Revolutionizing Protein Function Prediction: The Introduction of DeepGO-SE
July 18, 2024Protein function prediction is one of the key challenges in modern biology and bioinformatics, enabling a deeper understanding of the roles and interactions of proteins within living systems. Accurate functional descriptions of proteins are essential for tasks such as drug target identification, understanding disease mechanisms, and improving biotechnological applications in industry. Despite advances in predicting protein structures, predicting protein function remains challenging due to the complexity and limited number of known functions.
The Gene Ontology (GO) is a vital tool in this domain, providing a structured vocabulary for molecular functions, biological processes, and cellular components. Researchers identify protein functions through experiments and add this data to knowledge bases like the UniProtKB/Swiss-Prot database, which contains manually curated GO annotations for over 550,000 proteins.
Recent advancements in protein function prediction methods leverage various data sources, such as sequence, interactions, tertiary structure, literature, coexpression, phylogenetic analysis, and GO information. These methods use advanced machine learning techniques, including deep convolutional neural networks (CNNs), language models like long short-term memory (LSTM) networks and transformers, and pretrained protein language models to represent amino acid sequences. Some methods incorporate protein-protein interactions using knowledge graph embeddings and graph convolutional neural networks, while others apply natural language models to scientific literature for automated function prediction.
However, many prediction methods still rely heavily on sequence similarity, which can be unreliable for proteins with little or no sequence similarity to known functional domains. This limitation highlights the need for methods that use diverse information sources to predict functions accurately, especially for biological processes and cellular components, which require knowledge of protein interactions within an organism’s proteome.
Ontologies, formal theories specifying class meanings using logic-based language, offer an underutilized information source for predicting protein functions. By incorporating formal axioms from GO into machine learning models, researchers can leverage background knowledge to improve prediction accuracy and efficiency through knowledge-enhanced machine learning.
Enter DeepGO-SE, a groundbreaking protein function prediction method that combines a pretrained large protein language model with a neuro-symbolic model performing function prediction as approximate semantic entailment. Using the ESM2 protein language model, DeepGO-SE generates protein representations and projects them into an embedding space (ELEmbeddings) created from GO axioms. This approach allows for the use of ontology axioms to enhance prediction accuracy.

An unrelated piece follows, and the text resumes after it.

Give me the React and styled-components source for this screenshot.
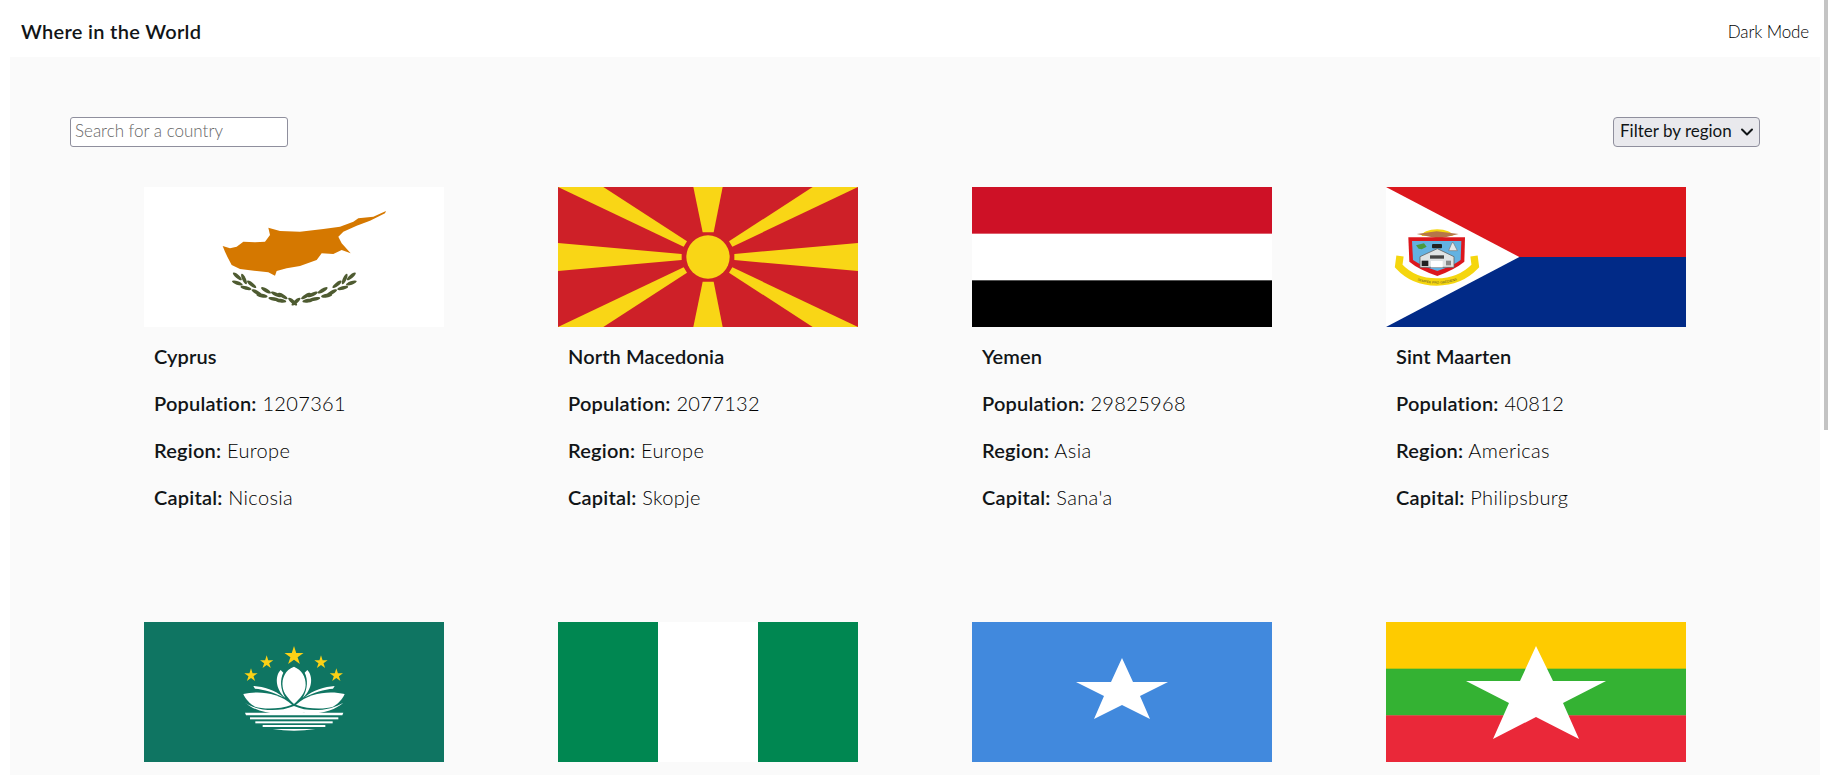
import React from 'react';
import styled, { createGlobalStyle } from 'styled-components';
import { ChevronDown } from 'lucide-react';

const GlobalStyle = createGlobalStyle`
  html, body {
    margin: 0;
    height: 100%;
    overflow: hidden;
    background: #fff;
  }
  body {
    font-family: 'Lato', 'Open Sans', sans-serif;
    color: #111517;
  }
`;

const Page = styled.div`
  margin: 0 10px;
  height: 100vh;
  display: flex;
  flex-direction: column;
`;

const Header = styled.header`
  box-sizing: border-box;
  height: 57px;
  flex: none;
  padding: 5px 11px 0;
  display: flex;
  align-items: center;
  justify-content: space-between;
`;

const Brand = styled.h1`
  margin: 0;
  font-size: 20px;
  font-weight: 600;
  letter-spacing: 0.3px;
`;

const ThemeToggle = styled.span`
  font-size: 17px;
  font-weight: 300;
  color: #000;
  letter-spacing: -0.15px;
`;

const Main = styled.main`
  flex: 1;
  min-height: 0;
  overflow: hidden;
  background: #fafafa;
  padding: 60px;
`;

const Toolbar = styled.div`
  display: flex;
  justify-content: space-between;
  margin-bottom: 40px;
`;

const SearchInput = styled.input`
  box-sizing: border-box;
  width: 218px;
  height: 30px;
  padding: 0 3px 3px 4px;
  border: 1px solid #8f8f9d;
  border-radius: 3px;
  background: #fff;
  font-family: inherit;
  font-size: 17px;
  font-weight: 300;

  &::placeholder {
    color: #666;
    opacity: 1;
  }
`;

const SelectWrap = styled.div`
  position: relative;
  width: 147px;
  height: 30px;

  svg {
    position: absolute;
    right: 3px;
    top: 5px;
    pointer-events: none;
  }
`;

const RegionSelect = styled.select`
  appearance: none;
  box-sizing: border-box;
  width: 100%;
  height: 100%;
  padding: 0 0 3px 6px;
  border: 1px solid #8f8f9d;
  border-radius: 4px;
  background: #e9e9ed;
  color: #111517;
  font-family: inherit;
  font-size: 17px;
  font-weight: 400;
`;

const Grid = styled.div`
  display: grid;
  grid-template-columns: repeat(4, 300px);
  justify-content: center;
  column-gap: 114px;
`;

const Card = styled.article`
  height: 435px;
`;

const Flag = styled.svg`
  display: block;
  width: 300px;
  height: 140px;
`;

const Info = styled.div`
  padding: 16px 10px 0;
`;

const Name = styled.h2`
  margin: 0 0 20px;
  font-size: 20px;
  line-height: 27px;
  font-weight: 600;
  letter-spacing: 0.1px;
`;

const Line = styled.p`
  margin: 0 0 20px;
  font-size: 20px;
  line-height: 27px;
  font-weight: 300;
  color: #000;
  letter-spacing: 0.35px;
`;

const Label = styled.b`
  font-weight: 600;
  color: #111517;
  letter-spacing: 0.2px;
`;

const ScrollThumb = styled.div`
  position: fixed;
  top: 0;
  right: 2px;
  width: 4px;
  height: 430px;
  background: #c4c4c4;
`;

const Cyprus = () => {
  const leaves = [
    [292, 274, 40], [292, 294, 20], [312, 282, 65], [335, 298, 38], [318, 309, 14],
    [350, 322, 28], [378, 316, 30], [366, 332, 10], [408, 328, 25], [402, 342, 10],
    [428, 333, 30], [422, 347, 8], [458, 350, 40],
  ];
  return (
    <Flag viewBox="12 6 900 420">
      <rect x="12" y="6" width="900" height="420" fill="#fff" />
      <path
        fill="#d57800"
        d="M248 183 L270 190 L290 185 L310 170 L345 172 L375 170 L390 150 L385 128 L420 138 L480 140 L550 132 L600 125 L640 110 L655 100 L700 95 L738 78 L735 85 L690 107 L650 122 L610 140 L595 155 L605 175 L632 205 L605 195 L580 207 L545 205 L530 225 L480 243 L440 250 L410 258 L405 272 L385 262 L350 258 L300 252 L275 240 L262 215 L255 200 Z"
      />
      <g fill="#4e5b31">
        {leaves.map(([x, y, r], i) => (
          <ellipse key={i} cx={x} cy={y} rx="17" ry="5.5" transform={`rotate(${r} ${x} ${y})`} />
        ))}
        {leaves.map(([x, y, r], i) => (
          <ellipse key={i} cx={926 - x} cy={y} rx="17" ry="5.5" transform={`rotate(${-r} ${926 - x} ${y})`} />
        ))}
      </g>
    </Flag>
  );
};

const Macedonia = () => (
  <Flag viewBox="24 21 900 420">
    <rect x="24" y="21" width="900" height="420" fill="#ce2028" />
    <g fill="#f9d616">
      <circle cx="474" cy="231" r="65" />
      <polygon points="430,21 518,21 491,157 458,157" />
      <polygon points="458,305 491,305 518,441 430,441" />
      <polygon points="24,189 395,222 395,240 24,273" />
      <polygon points="924,189 553,222 553,240 924,273" />
      <polygon points="24,21 160,21 411,184 401,200" />
      <polygon points="924,21 788,21 537,184 547,200" />
      <polygon points="24,441 160,441 411,278 401,262" />
      <polygon points="924,441 788,441 537,278 547,262" />
    </g>
  </Flag>
);

const Yemen = () => (
  <Flag viewBox="0 0 300 140">
    <rect width="300" height="47" fill="#ce1126" />
    <rect y="46.67" width="300" height="47" fill="#fff" />
    <rect y="93.33" width="300" height="46.67" fill="#000" />
  </Flag>
);

const SintMaarten = () => (
  <Flag viewBox="18 561 900 420">
    <rect x="18" y="561" width="900" height="210" fill="#dc171d" />
    <rect x="18" y="771" width="900" height="210" fill="#012a87" />
    <polygon points="18,561 418,771 18,981" fill="#fff" />
    <path d="M125 708 A46 20 0 0 1 218 708 Z" fill="#f5d60e" />
    <path d="M110 702 L170 694 L236 702 L178 716 Z" fill="#b5764a" />
    <path d="M60 768 L56 798 Q100 846 170 846 Q240 846 286 798 L282 768" fill="none" stroke="#f5d60e" strokeWidth="22" />
    <path id="sxm-motto" d="M52 800 Q100 851 170 851 Q240 851 292 800" fill="none" />
    <text fontFamily="'Liberation Sans', sans-serif" fontSize="10" fill="#5a5230">
      <textPath href="#sxm-motto" startOffset="50%" textAnchor="middle">SEMPER PRO GREDIENS</textPath>
    </text>
    <path d="M85 712 L255 712 L253 785 Q225 808 172 828 Q115 808 88 785 Z" fill="#dc171d" />
    <path d="M96 723 L244 723 L242 780 Q218 798 172 813 Q125 798 99 780 Z" fill="#63b2e2" />
    <path d="M108 736 L132 730 L140 740 L125 748 L116 746 Z" fill="#4a9a3c" />
    <path d="M206 752 L216 728 L220 728 L232 752 Z" fill="#e8e8e8" stroke="#777" strokeWidth="2" />
    <rect x="156" y="732" width="30" height="13" rx="3" fill="#222" />
    <path d="M120 770 L172 746 L222 770 L222 802 L120 802 Z" fill="#dfe3e4" stroke="#666" strokeWidth="2.5" />
    <rect x="150" y="766" width="42" height="10" fill="#444" />
    <rect x="125" y="782" width="20" height="16" fill="#222" />
    <rect x="198" y="782" width="15" height="14" fill="#888" />
    <rect x="153" y="783" width="35" height="19" fill="#fff" />
  </Flag>
);

function Star({ cx, cy, r }) {
  const points = [];
  for (let i = 0; i < 10; i++) {
    const radius = i % 2 === 0 ? r : r * 0.38;
    const angle = (Math.PI / 5) * i - Math.PI / 2;
    points.push(`${cx + radius * Math.cos(angle)},${cy + radius * Math.sin(angle)}`);
  }
  return <polygon points={points.join(' ')} />;
}

const Macau = () => (
  <Flag viewBox="-168 6 900 420">
    <rect x="-168" y="6" width="900" height="420" fill="#0f7562" />
    <g fill="#fbd116">
      <Star cx={282} cy={108} r={30} />
      <Star cx={200} cy={127} r={21} />
      <Star cx={363} cy={127} r={21} />
      <Star cx={153} cy={166} r={21} />
      <Star cx={409} cy={166} r={21} />
    </g>
    <g fill="#fff">
      <path d="M282 140 C255 150 245 175 248 200 C250 220 265 235 282 252 C300 235 316 220 317 195 C318 170 305 150 282 140 Z" />
      <path d="M242 150 C224 168 226 208 256 234 C240 205 240 178 250 158 Z" />
      <path d="M322 150 C340 168 338 208 308 234 C324 205 324 178 314 158 Z" />
      <path d="M130 222 C170 212 235 215 276 254 C240 268 190 268 165 260 C150 252 135 236 130 222 Z" />
      <path d="M434 222 C394 212 329 215 288 254 C324 268 374 268 399 260 C414 252 429 236 434 222 Z" />
      <path d="M160 198 C190 200 225 210 250 232 C225 218 190 208 165 206 Z" />
      <path d="M404 198 C374 200 339 210 314 232 C339 218 374 208 399 206 Z" />
      <path d="M135 248 C165 270 230 280 282 258 C330 280 395 270 430 248 C400 276 330 292 282 270 C240 292 170 278 135 248 Z" />
      <path d="M135 278 L250 278 L282 268 L314 278 L430 278 L427 286 L138 286 Z" />
      <rect x="150" y="292" width="265" height="6" />
      <rect x="166" y="304" width="232" height="6" />
      <rect x="188" y="315" width="188" height="6" />
      <path d="M218 327 L346 327 Q282 337 218 327 Z" />
    </g>
  </Flag>
);

const Nigeria = () => (
  <Flag viewBox="0 0 300 140">
    <rect width="300" height="140" fill="#008751" />
    <rect x="100" width="100" height="140" fill="#fff" />
  </Flag>
);

const Somalia = () => (
  <Flag viewBox="0 0 300 140">
    <rect width="300" height="140" fill="#4189dd" />
    <polygon fill="#fff" points="150,36 161,60 196,60 168,74 178,97 150,83 122,97 132,74 104,60 139,60" />
  </Flag>
);

const Myanmar = () => (
  <Flag viewBox="0 0 300 140">
    <rect width="300" height="47" fill="#fecb00" />
    <rect y="46.67" width="300" height="47" fill="#34b233" />
    <rect y="93.33" width="300" height="46.67" fill="#ea2839" />
    <polygon fill="#fff" points="150,24 167,59 220,59 177,81 193,117 150,95 107,117 123,81 80,59 134,59" />
  </Flag>
);

const countries = [
  { flag: Cyprus, name: 'Cyprus', population: 1207361, region: 'Europe', capital: 'Nicosia' },
  { flag: Macedonia, name: 'North Macedonia', population: 2077132, region: 'Europe', capital: 'Skopje' },
  { flag: Yemen, name: 'Yemen', population: 29825968, region: 'Asia', capital: "Sana'a" },
  { flag: SintMaarten, name: 'Sint Maarten', population: 40812, region: 'Americas', capital: 'Philipsburg' },
  { flag: Macau },
  { flag: Nigeria },
  { flag: Somalia },
  { flag: Myanmar },
];

const App = () => {
  return (
    <>
      <GlobalStyle />
      <Page>
        <Header>
          <Brand>Where in the World</Brand>
          <ThemeToggle>Dark Mode</ThemeToggle>
        </Header>
        <Main>
          <Toolbar>
            <SearchInput placeholder="Search for a country" />
            <SelectWrap>
              <RegionSelect defaultValue="">
                <option value="">Filter by region</option>
              </RegionSelect>
              <ChevronDown size={20} strokeWidth={2.4} />
            </SelectWrap>
          </Toolbar>
          <Grid>
            {countries.map((c, i) => (
              <Card key={i}>
                <c.flag />
                {c.name && (
                  <Info>
                    <Name>{c.name}</Name>
                    <Line><Label>Population:</Label> {c.population}</Line>
                    <Line><Label>Region:</Label> {c.region}</Line>
                    <Line><Label>Capital:</Label> {c.capital}</Line>
                  </Info>
                )}
              </Card>
            ))}
          </Grid>
        </Main>
      </Page>
      <ScrollThumb />
    </>
  );
};

export default App;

DeepGO-SE also improves predictions for complex biological processes and cellular components by incorporating protein-protein interaction networks. This method demonstrates that while molecular functions can be predicted from single proteins, predicting biological processes and cellular components requires information about multiple protein interactions.
In rigorous evaluations using the UniProtKB/Swiss-Prot dataset, DeepGO-SE significantly outperformed baseline methods across all GO subontologies. The model achieved a maximum F measure of 0.554 for molecular functions, 0.432 for biological processes, and 0.721 for cellular components, highlighting its superior performance in function prediction.
Furthermore, DeepGO-SE was validated using the neXtProt dataset, where it achieved the best maximum F measure for molecular functions and biological processes, demonstrating its robustness across different datasets. The model’s ability to predict functions based on structural homologues further confirms its reliability.
DeepGO-SE’s innovative approach represents a significant advancement in protein function prediction, offering improved accuracy and the ability to predict novel protein functions. This breakthrough paves the way for better understanding of protein roles in living systems, with far-reaching implications for drug discovery, disease research, and biotechnology.
The DeepGO-SE Advantage:
- Knowledge-Enhanced Learning: DeepGO-SE integrates formal axioms from GO into machine learning models, improving prediction accuracy through knowledge-enhanced learning.
- Diverse Information Sources: The method combines data from protein sequences, structures, and interactions, offering a comprehensive approach to function prediction.
- Improved Accuracy: DeepGO-SE significantly outperforms existing methods, especially for complex biological processes and cellular components.
- Validation Across Datasets: The model’s robustness is confirmed through evaluations on both the UniProtKB/Swiss-Prot and neXtProt datasets.
- Structural Homologue Analysis: DeepGO-SE reliably predicts functions based on structural similarities, even for proteins with low sequence identity.
In summary, DeepGO-SE represents a revolutionary step forward in protein function prediction, leveraging advanced machine learning techniques and diverse data sources to provide more accurate and comprehensive functional descriptions of proteins. This development has the potential to transform various fields, from drug discovery to biotechnology, by enhancing our understanding of protein functions and interactions.
Journal reference:
Kulmanov, M., et al. (2024). Protein function prediction as approximate semantic entailment. Nature Machine Intelligence. doi.org/10.1038/s42256-024-00795-w.